The new organism was found by Karl Stetter and colleagues of Regensburg University, Germany, while studying rock samples taken from hot underwater vents north of Iceland. Although most of the ocean floor is cold and nearly lifeless, these vents--and the plumes of hydrogen and sulfur that escape from them--serve as oases for some of Earth's oddest life-forms.
A group that flourishes there is the Archaea, one of the three main divisions of life. (The other two divisions are the Eukaryota, which are made of cells like ours with organelles and DNA packed into a nucleus, and the prokaryotic Bacteria, which lack these features.) The prokaryotic Archaea branched off from bacteria long before our eukaryotic lineage, perhaps more than 2 billion years ago. Like the coelacanth, the Archaea are considered "living fossils" because they retain features of ancient life-forms--invaluable for piecing together the evolutionary history of today's creatures.
Stetter's group was cultivating a deep-sea archaeote in the lab called Ignicoccus, when they noticed some unusually tiny cells about 400 nanometers in diameter. Rarely floating free, the spherical cells were attached to the Ignicocci, sometimes in groups of two or three and sometimes bunched like strings of pearls. They absorbed a dye that binds to DNA, which suggested that they are alive. But their DNA sequence defied classification into known groups of microbes. Further analysis proved that these cells are not only alive, but form an entirely new phylum of the Archaea.

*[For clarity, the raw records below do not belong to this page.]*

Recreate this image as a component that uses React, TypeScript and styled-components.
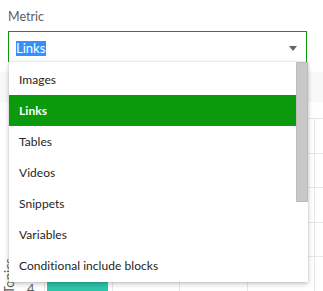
import styled, { createGlobalStyle } from 'styled-components'

const GlobalStyle = createGlobalStyle`
  html, body {
    margin: 0;
    padding: 0;
    background: #ffffff;
  }
  body {
    font-family: Lato, 'Open Sans', sans-serif;
  }
`

const options = ['Images', 'Links', 'Tables', 'Videos', 'Snippets', 'Variables', 'Conditional include blocks']

export default function App() {
  const selected = 'Links'
  return (
    <Page>
      <GlobalStyle />
      <Field>
        <Label>Metric</Label>
        <SelectBox>
          <Value>{selected}</Value>
          <Caret />
          <Menu>
            <List>
              {options.map((o) => (
                <Item key={o} $active={o === selected}>{o}</Item>
              ))}
            </List>
            <Scroll>
              <Thumb />
            </Scroll>
          </Menu>
        </SelectBox>
      </Field>
      <Band />
      <Chart>
        <AxisTitle>Topics</AxisTitle>
        <Tick>4</Tick>
        <Plot>
          {[0, 1, 2, 3, 4].map((i) => <HLine key={i} />)}
          <Columns>
            {[0, 1, 2, 3].map((i) => <VCell key={i} />)}
          </Columns>
          <Bar />
        </Plot>
      </Chart>
    </Page>
  )
}

const Page = styled.div`
  position: relative;
  width: 323px;
  height: 291px;
  overflow: hidden;
`

const Field = styled.div`
  position: relative;
  z-index: 2;
  padding: 9px 16px 0 8px;
  display: flex;
  flex-direction: column;
`

const Label = styled.div`
  font-size: 12.5px;
  line-height: 16px;
  color: #605e5c;
  height: 22px;
`

const SelectBox = styled.div`
  position: relative;
  height: 30px;
  border: 1px solid #0b9a0b;
  border-bottom: none;
  display: flex;
  align-items: center;
  padding-left: 7px;
`

const Value = styled.span`
  background: #3390ff;
  color: #ffffff;
  font-size: 13px;
  line-height: 15px;
  padding: 0 1px 0 0;
  margin-top: 2px;
`

const Caret = styled.span`
  position: absolute;
  right: 9px;
  top: 14px;
  width: 0;
  height: 0;
  border-left: 4.5px solid transparent;
  border-right: 4.5px solid transparent;
  border-top: 5px solid #666666;
`

const Menu = styled.div`
  position: absolute;
  top: 30px;
  left: 0px;
  width: 299px;
  height: 220px;
  background: #ffffff;
  box-shadow: 0 2px 5px rgba(0, 0, 0, 0.22), 0 0 2px rgba(0, 0, 0, 0.12);
  display: flex;
`

const List = styled.div`
  flex: 1;
  padding-top: 2px;
  display: flex;
  flex-direction: column;
`

const Item = styled.div<{ $active?: boolean }>`
  height: 31px;
  display: flex;
  align-items: center;
  padding-left: 10px;
  font-size: 12px;
  letter-spacing: 0.05px;
  color: ${(p) => (p.$active ? '#ffffff' : '#252423')};
  background: ${(p) => (p.$active ? '#0a9a0b' : 'transparent')};
  font-weight: ${(p) => (p.$active ? 700 : 400)};
`

const Scroll = styled.div`
  width: 12px;
  display: flex;
  flex-direction: column;
`

const Thumb = styled.div`
  height: 140px;
  background: #c8c8c8;
  border: 1px solid #bdbdbd;
  box-sizing: border-box;
`

const Band = styled.div`
  position: absolute;
  left: 0;
  right: 0;
  top: 72px;
  height: 30px;
  background: #f8f8f8;
`

const Chart = styled.div`
  position: absolute;
  left: 0;
  right: 0;
  top: 118px;
  bottom: 0;
`

const AxisTitle = styled.div`
  position: absolute;
  left: 2px;
  bottom: -3px;
  writing-mode: vertical-rl;
  transform: rotate(180deg);
  font-size: 13px;
  line-height: 14px;
  color: #605e5c;
  white-space: nowrap;
`

const Tick = styled.div`
  position: absolute;
  left: 27px;
  bottom: -6px;
  font-size: 13px;
  color: #605e5c;
`

const Plot = styled.div`
  position: absolute;
  left: 44px;
  right: 0;
  top: 0;
  bottom: 0;
  border-left: 1px solid #e6e6e6;
  display: flex;
  flex-direction: column;
`

const HLine = styled.div`
  height: 34.6px;
  border-top: 1px solid #e8e8e8;
  flex-shrink: 0;
  box-sizing: border-box;
`

const Columns = styled.div`
  position: absolute;
  inset: 0;
  display: flex;
`

const VCell = styled.div`
  width: 67.5px;
  flex-shrink: 0;
  border-right: 1px solid #e6e6e6;
  box-sizing: border-box;
`

const Bar = styled.div`
  position: absolute;
  left: 2px;
  width: 61px;
  top: 160px;
  bottom: 0;
  background: #2ec4a9;
`
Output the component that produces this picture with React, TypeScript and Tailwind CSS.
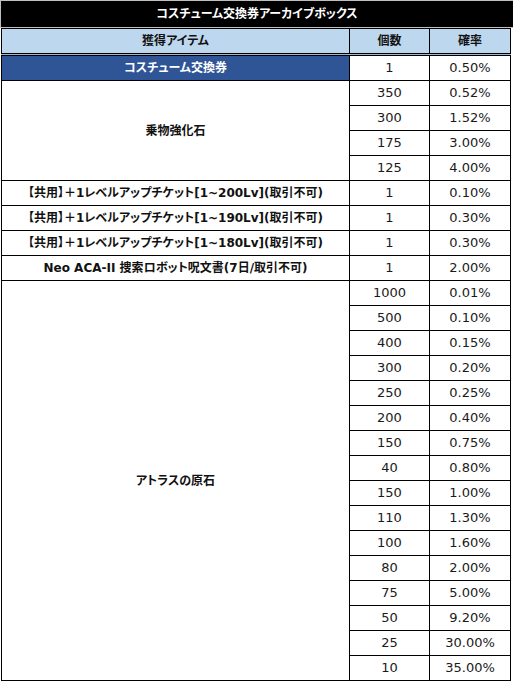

The so-called Nanoarchaea seem to be linked symbiotically with the Ignicocci, because they could not be cultured alone. Indeed, the tiny microbe has perhaps the world's most streamlined genome, around 500 million base pairs. In spite of its small size, says biologist Ford Doolittle of Dalhousie University in Canada, "it is as worthy of our notice as any coelacanth or other macroscopic living fossil." Insights into the Nanoarchaea, he says, could illuminate the murkiest depths of evolutionary history.